→ **OBJECTIVE**
Set down all of the data that follows word for word, without the images.

→ **DATASET CONTENT**
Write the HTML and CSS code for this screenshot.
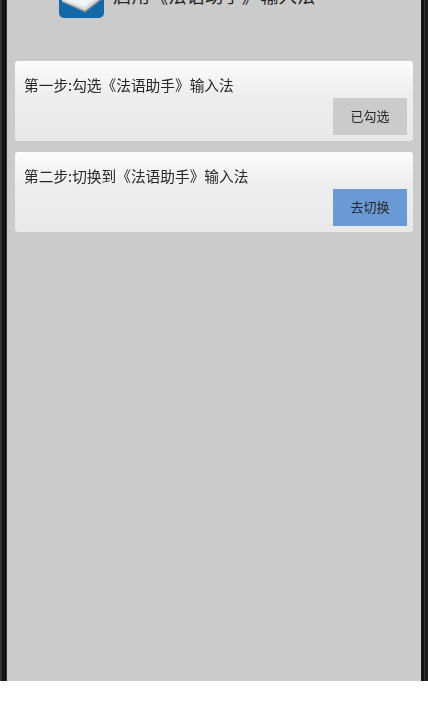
FILE: index.html
```html
<!DOCTYPE html>
<html lang="zh">
<head>
<meta charset="utf-8">
<title>启用《法语助手》输入法</title>
<link rel="stylesheet" href="styles.css">
</head>
<body>
<div class="frame">
  <div class="edge edge-left"></div>
  <main class="content">
    <header class="header">
      <svg class="logo" viewBox="0 0 45 45" aria-hidden="true">
        <rect width="45" height="45" rx="5" fill="#1268a8"/>
        <path d="M3 0 L3 29 L26 39.5 L45 25 L45 0 Z" fill="#8f9396"/>
        <path d="M3 0 L3 28 L26 37.5 L45 23 L45 0 Z" fill="#d9dbdc"/>
        <path d="M3 0 L3 26 L25 34 L45 20 L45 0 Z" fill="#f2f4f5"/>
      </svg>
      <h1 class="title">启用《法语助手》输入法</h1>
    </header>
    <section class="card">
      <p class="step">第一步:勾选《法语助手》输入法</p>
      <div class="actions"><span class="btn btn-done">已勾选</span></div>
    </section>
    <section class="card">
      <p class="step">第二步:切换到《法语助手》输入法</p>
      <div class="actions"><span class="btn btn-go">去切换</span></div>
    </section>
  </main>
  <div class="edge edge-right"></div>
</div>
</body>
</html>
```
FILE: styles.css
```css
html, body {
  margin: 0;
  padding: 0;
  background: #fff;
}
body {
  height: 720px;
  overflow: hidden;
  font-family: "Noto Sans CJK SC", "Liberation Sans", sans-serif;
  color: #262626;
}
.frame {
  height: 681px;
  display: flex;
  filter: blur(0.35px);
}
.edge {
  width: 7px;
  flex-shrink: 0;
}
.edge-left {
  background: linear-gradient(90deg, #333 0, #333 2px, #141414 2px, #141414 6px, #333 6px);
}
.edge-right {
  background: linear-gradient(90deg, #141414 0, #141414 3px, #333 3px, #333 4px, #1a1a1a 4px);
}
.content {
  flex: 1;
  min-width: 0;
  background: #cbcbcb;
  display: flex;
  flex-direction: column;
  gap: 11px;
}
.header {
  height: 50px;
  box-sizing: border-box;
  padding-left: 52px;
  padding-bottom: 32px;
  display: flex;
  align-items: flex-end;
  gap: 9px;
  overflow: hidden;
  flex-shrink: 0;
}
.logo {
  width: 45px;
  height: 45px;
  flex-shrink: 0;
}
.title {
  margin: 0 0 10px;
  font-size: 18.4px;
  font-weight: 400;
  line-height: 26px;
  white-space: nowrap;
}
.card {
  margin: 0 8px;
  height: 80px;
  box-sizing: border-box;
  padding: 13px 6px 6px 9px;
  border-radius: 3px;
  background: linear-gradient(#fcfcfc 0, #eeeeee 40%, #e8e8e8 100%);
  display: flex;
  flex-direction: column;
  justify-content: space-between;
}
.step {
  margin: 0;
  font-size: 14.7px;
  line-height: 22px;
}
.actions {
  display: flex;
  justify-content: flex-end;
}
.btn {
  width: 74px;
  height: 37px;
  padding-bottom: 2px;
  box-sizing: border-box;
  display: flex;
  align-items: center;
  justify-content: center;
  font-size: 13px;
}
.btn-done {
  background: #cbcbcb;
}
.btn-go {
  background: #6a9ad6;
}
```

→ **OUTPUT OF THE EXERCISE**
Write the HTML and CSS code for this screenshot.
FILE: index.html
```html
<!DOCTYPE html>
<html lang="zh">
<head>
<meta charset="utf-8">
<title>启用《法语助手》输入法</title>
<link rel="stylesheet" href="styles.css">
</head>
<body>
<div class="frame">
  <div class="edge edge-left"></div>
  <main class="content">
    <header class="header">
      <svg class="logo" viewBox="0 0 45 45" aria-hidden="true">
        <rect width="45" height="45" rx="5" fill="#1268a8"/>
        <path d="M3 0 L3 29 L26 39.5 L45 25 L45 0 Z" fill="#8f9396"/>
        <path d="M3 0 L3 28 L26 37.5 L45 23 L45 0 Z" fill="#d9dbdc"/>
        <path d="M3 0 L3 26 L25 34 L45 20 L45 0 Z" fill="#f2f4f5"/>
      </svg>
      <h1 class="title">启用《法语助手》输入法</h1>
    </header>
    <section class="card">
      <p class="step">第一步:勾选《法语助手》输入法</p>
      <div class="actions"><span class="btn btn-done">已勾选</span></div>
    </section>
    <section class="card">
      <p class="step">第二步:切换到《法语助手》输入法</p>
      <div class="actions"><span class="btn btn-go">去切换</span></div>
    </section>
  </main>
  <div class="edge edge-right"></div>
</div>
</body>
</html>
```
FILE: styles.css
```css
html, body {
  margin: 0;
  padding: 0;
  background: #fff;
}
body {
  height: 720px;
  overflow: hidden;
  font-family: "Noto Sans CJK SC", "Liberation Sans", sans-serif;
  color: #262626;
}
.frame {
  height: 681px;
  display: flex;
  filter: blur(0.35px);
}
.edge {
  width: 7px;
  flex-shrink: 0;
}
.edge-left {
  background: linear-gradient(90deg, #333 0, #333 2px, #141414 2px, #141414 6px, #333 6px);
}
.edge-right {
  background: linear-gradient(90deg, #141414 0, #141414 3px, #333 3px, #333 4px, #1a1a1a 4px);
}
.content {
  flex: 1;
  min-width: 0;
  background: #cbcbcb;
  display: flex;
  flex-direction: column;
  gap: 11px;
}
.header {
  height: 50px;
  box-sizing: border-box;
  padding-left: 52px;
  padding-bottom: 32px;
  display: flex;
  align-items: flex-end;
  gap: 9px;
  overflow: hidden;
  flex-shrink: 0;
}
.logo {
  width: 45px;
  height: 45px;
  flex-shrink: 0;
}
.title {
  margin: 0 0 10px;
  font-size: 18.4px;
  font-weight: 400;
  line-height: 26px;
  white-space: nowrap;
}
.card {
  margin: 0 8px;
  height: 80px;
  box-sizing: border-box;
  padding: 13px 6px 6px 9px;
  border-radius: 3px;
  background: linear-gradient(#fcfcfc 0, #eeeeee 40%, #e8e8e8 100%);
  display: flex;
  flex-direction: column;
  justify-content: space-between;
}
.step {
  margin: 0;
  font-size: 14.7px;
  line-height: 22px;
}
.actions {
  display: flex;
  justify-content: flex-end;
}
.btn {
  width: 74px;
  height: 37px;
  padding-bottom: 2px;
  box-sizing: border-box;
  display: flex;
  align-items: center;
  justify-content: center;
  font-size: 13px;
}
.btn-done {
  background: #cbcbcb;
}
.btn-go {
  background: #6a9ad6;
}
```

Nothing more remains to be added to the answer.